Zaidan was never arrested. In 1990, he struck again from the sea, with an abortive speedboat attack on bathers on a beach near Tel Aviv.

Though he was sentenced to five life terms in Italy, and was wanted in the United States, Zaidan remained a free man. He spent most of the years after the hijacking in Tunisia before moving to the Gaza Strip in April 1996, after the Palestinian Authority took control of the area as part of the peace agreement with Israel.

While in Gaza, Zaidan said he was sorry for the hijacking, but the daughters of Leon Klinghoffer said that Zaidan had been convicted of murder and should serve his sentence (CNN, April 23, 1996). As a result of the 1995 Israeli-Palestinian interim peace agreement, however, Zaidan and other PLO members were granted immunity for violent acts committed before the signing of the September 1993 Oslo agreement.

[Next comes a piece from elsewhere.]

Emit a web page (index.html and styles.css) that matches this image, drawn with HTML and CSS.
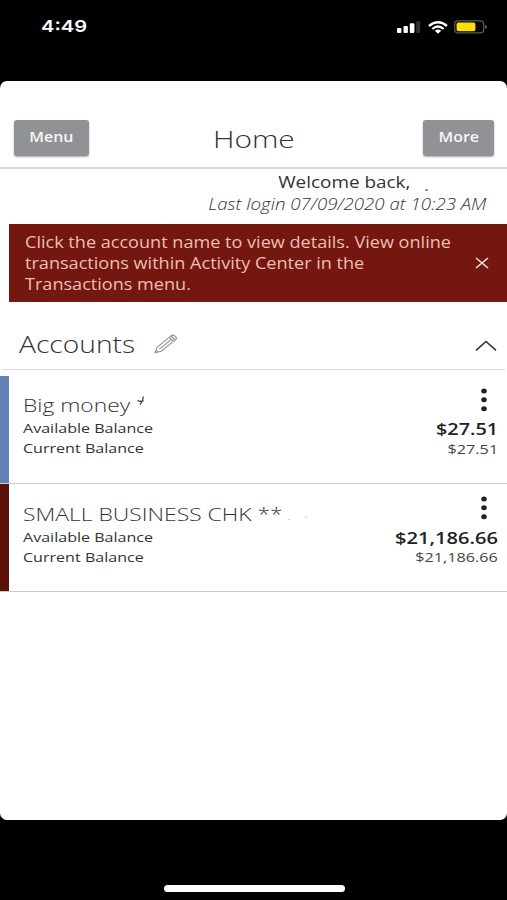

In 1998, he returned to Gaza to attend the Palestine National Council's vote on abrogating the articles in the PLO charter calling for Israel's destruction. At that time, Israeli attorney general Elyakim Rubinstein said Zaidan did not pose a threat to Israeli security, and that it would be unreasonable to prosecute him for acts committed before 1993. In the end, Zaidan did not participate in the vote.

Zaidan eventually made his way to Iraq where he was believed to be a conduit for Saddam Hussein's payments to the families of Palestinian suicide bombers. Zaidan was captured by U.S. forces in a raid in Iraq on April 15, 2003. He died on March 8, 2004, at the age of 56 in U.S. custody in Iraq.